**Short problem:**
Collect all lines containing the word "this" from the data.

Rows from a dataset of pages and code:
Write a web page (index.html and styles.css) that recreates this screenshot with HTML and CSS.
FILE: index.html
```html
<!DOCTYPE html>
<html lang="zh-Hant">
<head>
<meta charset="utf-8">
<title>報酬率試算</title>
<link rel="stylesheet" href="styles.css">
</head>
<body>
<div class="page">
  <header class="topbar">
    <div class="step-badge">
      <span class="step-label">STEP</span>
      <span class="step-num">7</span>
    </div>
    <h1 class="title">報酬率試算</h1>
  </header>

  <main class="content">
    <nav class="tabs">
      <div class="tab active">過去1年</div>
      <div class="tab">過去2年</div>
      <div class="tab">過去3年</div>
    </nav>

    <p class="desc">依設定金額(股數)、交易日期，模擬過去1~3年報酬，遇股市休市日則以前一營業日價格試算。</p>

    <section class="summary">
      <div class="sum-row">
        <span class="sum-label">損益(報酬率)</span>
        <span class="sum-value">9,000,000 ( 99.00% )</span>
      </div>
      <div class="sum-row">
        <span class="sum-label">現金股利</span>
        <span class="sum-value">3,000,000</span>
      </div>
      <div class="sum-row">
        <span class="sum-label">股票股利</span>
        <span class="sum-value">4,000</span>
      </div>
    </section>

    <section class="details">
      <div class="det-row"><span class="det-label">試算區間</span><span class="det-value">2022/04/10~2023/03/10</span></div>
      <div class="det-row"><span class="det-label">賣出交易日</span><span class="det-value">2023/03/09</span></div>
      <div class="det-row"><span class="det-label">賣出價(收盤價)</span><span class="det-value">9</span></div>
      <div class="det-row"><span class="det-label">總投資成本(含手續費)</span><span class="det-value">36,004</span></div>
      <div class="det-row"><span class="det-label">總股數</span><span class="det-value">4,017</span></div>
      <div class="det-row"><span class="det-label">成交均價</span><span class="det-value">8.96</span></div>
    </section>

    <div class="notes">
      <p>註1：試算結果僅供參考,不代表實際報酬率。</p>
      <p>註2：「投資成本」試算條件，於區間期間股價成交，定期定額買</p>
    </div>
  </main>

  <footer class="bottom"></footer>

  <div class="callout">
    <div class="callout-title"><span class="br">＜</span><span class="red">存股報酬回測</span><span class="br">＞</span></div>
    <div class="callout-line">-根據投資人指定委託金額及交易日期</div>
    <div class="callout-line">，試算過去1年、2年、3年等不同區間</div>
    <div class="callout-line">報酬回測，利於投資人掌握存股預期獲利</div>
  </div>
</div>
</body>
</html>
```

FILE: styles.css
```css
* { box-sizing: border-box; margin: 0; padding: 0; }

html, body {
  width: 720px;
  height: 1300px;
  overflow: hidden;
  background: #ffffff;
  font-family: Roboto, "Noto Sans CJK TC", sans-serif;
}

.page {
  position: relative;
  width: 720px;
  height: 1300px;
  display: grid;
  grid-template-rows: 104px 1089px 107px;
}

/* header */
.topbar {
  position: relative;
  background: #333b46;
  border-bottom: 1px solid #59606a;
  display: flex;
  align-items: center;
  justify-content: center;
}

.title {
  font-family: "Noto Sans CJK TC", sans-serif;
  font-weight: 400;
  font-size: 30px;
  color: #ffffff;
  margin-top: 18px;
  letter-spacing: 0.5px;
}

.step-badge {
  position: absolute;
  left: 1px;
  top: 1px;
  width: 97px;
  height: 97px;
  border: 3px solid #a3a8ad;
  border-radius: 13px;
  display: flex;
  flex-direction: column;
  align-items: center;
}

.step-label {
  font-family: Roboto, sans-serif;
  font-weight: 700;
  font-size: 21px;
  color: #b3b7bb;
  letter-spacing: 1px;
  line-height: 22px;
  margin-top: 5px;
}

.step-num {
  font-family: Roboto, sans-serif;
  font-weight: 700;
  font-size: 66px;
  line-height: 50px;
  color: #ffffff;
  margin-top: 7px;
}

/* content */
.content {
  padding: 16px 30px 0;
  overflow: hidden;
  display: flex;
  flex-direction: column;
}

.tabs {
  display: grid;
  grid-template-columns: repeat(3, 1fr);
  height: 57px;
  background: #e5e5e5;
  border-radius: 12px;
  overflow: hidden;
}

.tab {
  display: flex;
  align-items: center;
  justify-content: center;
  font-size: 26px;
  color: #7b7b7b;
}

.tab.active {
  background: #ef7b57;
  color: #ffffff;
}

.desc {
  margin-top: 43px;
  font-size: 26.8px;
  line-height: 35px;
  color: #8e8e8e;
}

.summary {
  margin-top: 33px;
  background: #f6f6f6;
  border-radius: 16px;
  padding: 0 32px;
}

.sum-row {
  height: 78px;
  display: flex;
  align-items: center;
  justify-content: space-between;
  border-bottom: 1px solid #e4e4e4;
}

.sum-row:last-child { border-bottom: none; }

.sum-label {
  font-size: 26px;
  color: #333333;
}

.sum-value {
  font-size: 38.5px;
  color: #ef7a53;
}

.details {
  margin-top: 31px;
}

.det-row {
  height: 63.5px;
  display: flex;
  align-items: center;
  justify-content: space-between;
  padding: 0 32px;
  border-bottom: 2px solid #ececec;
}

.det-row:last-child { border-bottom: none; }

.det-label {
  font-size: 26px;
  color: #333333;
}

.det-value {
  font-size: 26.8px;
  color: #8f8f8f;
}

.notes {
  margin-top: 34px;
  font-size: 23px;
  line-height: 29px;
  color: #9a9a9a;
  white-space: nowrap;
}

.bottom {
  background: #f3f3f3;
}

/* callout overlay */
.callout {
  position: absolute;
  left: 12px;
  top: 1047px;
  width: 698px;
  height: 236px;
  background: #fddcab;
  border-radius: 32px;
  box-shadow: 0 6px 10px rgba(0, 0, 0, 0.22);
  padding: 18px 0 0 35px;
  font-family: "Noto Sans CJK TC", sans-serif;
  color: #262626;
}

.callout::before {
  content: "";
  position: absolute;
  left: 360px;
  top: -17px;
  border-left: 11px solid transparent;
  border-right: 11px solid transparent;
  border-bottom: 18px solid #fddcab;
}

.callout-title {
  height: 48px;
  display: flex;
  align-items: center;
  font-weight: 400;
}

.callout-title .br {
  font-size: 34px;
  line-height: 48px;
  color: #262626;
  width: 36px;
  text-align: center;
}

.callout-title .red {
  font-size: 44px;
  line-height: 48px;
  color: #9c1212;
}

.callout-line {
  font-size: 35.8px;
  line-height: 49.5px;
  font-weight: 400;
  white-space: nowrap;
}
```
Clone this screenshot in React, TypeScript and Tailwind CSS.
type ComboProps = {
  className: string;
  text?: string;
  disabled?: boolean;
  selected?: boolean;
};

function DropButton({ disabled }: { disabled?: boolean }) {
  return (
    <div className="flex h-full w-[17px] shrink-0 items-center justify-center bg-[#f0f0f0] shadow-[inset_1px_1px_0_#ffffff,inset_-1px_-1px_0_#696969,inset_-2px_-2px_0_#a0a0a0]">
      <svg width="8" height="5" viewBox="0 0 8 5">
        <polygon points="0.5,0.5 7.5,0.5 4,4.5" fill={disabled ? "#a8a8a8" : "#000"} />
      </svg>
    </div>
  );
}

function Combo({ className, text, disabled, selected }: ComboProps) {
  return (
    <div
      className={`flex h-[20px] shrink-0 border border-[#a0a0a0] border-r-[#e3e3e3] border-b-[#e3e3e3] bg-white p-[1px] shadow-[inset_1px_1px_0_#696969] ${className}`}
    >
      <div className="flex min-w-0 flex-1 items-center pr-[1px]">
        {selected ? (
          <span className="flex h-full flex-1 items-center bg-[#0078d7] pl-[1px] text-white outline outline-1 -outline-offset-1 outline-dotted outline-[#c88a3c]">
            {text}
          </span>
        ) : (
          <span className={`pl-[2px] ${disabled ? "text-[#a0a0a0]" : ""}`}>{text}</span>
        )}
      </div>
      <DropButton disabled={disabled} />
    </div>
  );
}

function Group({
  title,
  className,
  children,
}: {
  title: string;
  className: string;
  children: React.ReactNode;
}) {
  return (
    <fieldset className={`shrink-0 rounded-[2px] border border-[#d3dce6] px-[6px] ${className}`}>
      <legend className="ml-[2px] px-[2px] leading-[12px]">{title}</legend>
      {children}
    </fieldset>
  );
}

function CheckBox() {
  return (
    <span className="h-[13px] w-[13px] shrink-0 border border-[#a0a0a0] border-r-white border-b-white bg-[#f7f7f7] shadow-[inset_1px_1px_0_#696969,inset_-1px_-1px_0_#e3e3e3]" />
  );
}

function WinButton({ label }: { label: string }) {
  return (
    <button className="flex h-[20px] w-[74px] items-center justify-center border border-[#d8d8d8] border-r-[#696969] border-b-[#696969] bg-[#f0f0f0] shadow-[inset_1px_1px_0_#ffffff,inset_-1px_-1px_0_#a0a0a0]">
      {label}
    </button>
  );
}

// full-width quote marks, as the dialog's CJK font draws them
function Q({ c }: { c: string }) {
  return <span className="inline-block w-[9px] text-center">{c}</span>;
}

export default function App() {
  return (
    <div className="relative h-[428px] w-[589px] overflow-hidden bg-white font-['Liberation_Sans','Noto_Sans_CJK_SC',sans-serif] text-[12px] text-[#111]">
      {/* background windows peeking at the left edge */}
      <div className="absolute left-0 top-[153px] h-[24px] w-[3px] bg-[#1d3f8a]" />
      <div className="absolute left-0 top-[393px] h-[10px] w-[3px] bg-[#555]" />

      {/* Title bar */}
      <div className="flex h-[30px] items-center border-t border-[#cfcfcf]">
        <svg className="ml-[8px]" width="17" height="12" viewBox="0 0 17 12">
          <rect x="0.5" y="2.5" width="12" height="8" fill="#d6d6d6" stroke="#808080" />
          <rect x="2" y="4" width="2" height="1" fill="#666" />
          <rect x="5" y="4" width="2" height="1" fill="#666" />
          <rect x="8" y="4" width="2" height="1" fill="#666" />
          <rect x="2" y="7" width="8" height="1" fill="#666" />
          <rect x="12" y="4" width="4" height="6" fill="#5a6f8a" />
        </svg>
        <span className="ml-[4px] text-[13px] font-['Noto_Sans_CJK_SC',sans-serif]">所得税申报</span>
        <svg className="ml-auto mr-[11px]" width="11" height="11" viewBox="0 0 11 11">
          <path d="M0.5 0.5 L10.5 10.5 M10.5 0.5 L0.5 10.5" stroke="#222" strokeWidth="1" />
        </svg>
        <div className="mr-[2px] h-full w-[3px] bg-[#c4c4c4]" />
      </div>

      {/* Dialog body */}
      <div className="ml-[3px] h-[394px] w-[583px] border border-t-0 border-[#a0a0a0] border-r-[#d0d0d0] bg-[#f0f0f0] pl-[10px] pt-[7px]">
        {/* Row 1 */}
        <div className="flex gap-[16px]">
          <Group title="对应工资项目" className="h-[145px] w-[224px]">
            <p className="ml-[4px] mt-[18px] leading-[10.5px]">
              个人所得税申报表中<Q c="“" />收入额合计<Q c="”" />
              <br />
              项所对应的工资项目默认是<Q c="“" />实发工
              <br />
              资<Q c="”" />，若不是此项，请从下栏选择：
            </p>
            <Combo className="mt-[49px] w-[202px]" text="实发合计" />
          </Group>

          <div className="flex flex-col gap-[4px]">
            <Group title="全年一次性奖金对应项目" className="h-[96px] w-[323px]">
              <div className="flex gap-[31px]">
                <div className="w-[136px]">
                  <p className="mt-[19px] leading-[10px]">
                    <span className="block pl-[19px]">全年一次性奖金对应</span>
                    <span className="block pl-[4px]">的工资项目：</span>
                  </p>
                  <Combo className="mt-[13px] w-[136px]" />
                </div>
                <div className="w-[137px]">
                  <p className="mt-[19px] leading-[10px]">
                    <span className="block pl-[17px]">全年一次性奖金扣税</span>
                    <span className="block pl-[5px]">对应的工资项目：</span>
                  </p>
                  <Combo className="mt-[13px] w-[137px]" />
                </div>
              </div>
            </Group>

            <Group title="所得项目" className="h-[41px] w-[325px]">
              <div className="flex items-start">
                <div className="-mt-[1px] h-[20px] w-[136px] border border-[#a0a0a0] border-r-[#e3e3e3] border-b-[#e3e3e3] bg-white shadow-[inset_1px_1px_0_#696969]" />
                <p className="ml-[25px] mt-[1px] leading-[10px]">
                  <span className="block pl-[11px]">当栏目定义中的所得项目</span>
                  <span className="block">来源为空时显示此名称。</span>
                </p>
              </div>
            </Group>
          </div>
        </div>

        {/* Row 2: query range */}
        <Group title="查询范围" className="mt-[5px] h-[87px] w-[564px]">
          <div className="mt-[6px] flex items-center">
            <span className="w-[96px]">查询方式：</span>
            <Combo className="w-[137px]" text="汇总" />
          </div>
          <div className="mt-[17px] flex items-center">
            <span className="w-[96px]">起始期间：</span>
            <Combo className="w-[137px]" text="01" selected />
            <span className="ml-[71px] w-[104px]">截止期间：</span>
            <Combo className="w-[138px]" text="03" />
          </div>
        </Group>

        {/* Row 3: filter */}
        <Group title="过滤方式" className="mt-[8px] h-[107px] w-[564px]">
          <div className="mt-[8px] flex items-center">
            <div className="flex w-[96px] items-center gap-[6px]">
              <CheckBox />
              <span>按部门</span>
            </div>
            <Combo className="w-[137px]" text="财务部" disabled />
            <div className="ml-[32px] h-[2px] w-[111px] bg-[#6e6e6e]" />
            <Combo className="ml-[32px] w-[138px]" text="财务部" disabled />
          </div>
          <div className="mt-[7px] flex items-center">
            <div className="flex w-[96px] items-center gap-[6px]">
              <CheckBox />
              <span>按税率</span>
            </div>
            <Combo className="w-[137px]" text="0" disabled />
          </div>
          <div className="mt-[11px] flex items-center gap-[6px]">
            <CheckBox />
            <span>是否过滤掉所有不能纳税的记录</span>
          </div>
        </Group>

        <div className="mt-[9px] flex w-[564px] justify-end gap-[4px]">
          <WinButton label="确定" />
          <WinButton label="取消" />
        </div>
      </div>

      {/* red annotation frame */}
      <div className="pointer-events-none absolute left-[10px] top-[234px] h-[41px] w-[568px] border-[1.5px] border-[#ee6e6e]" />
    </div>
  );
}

**Answer to the problem:**
Write a web page (index.html and styles.css) that recreates this screenshot with HTML and CSS.
Clone this screenshot in React, TypeScript and Tailwind CSS.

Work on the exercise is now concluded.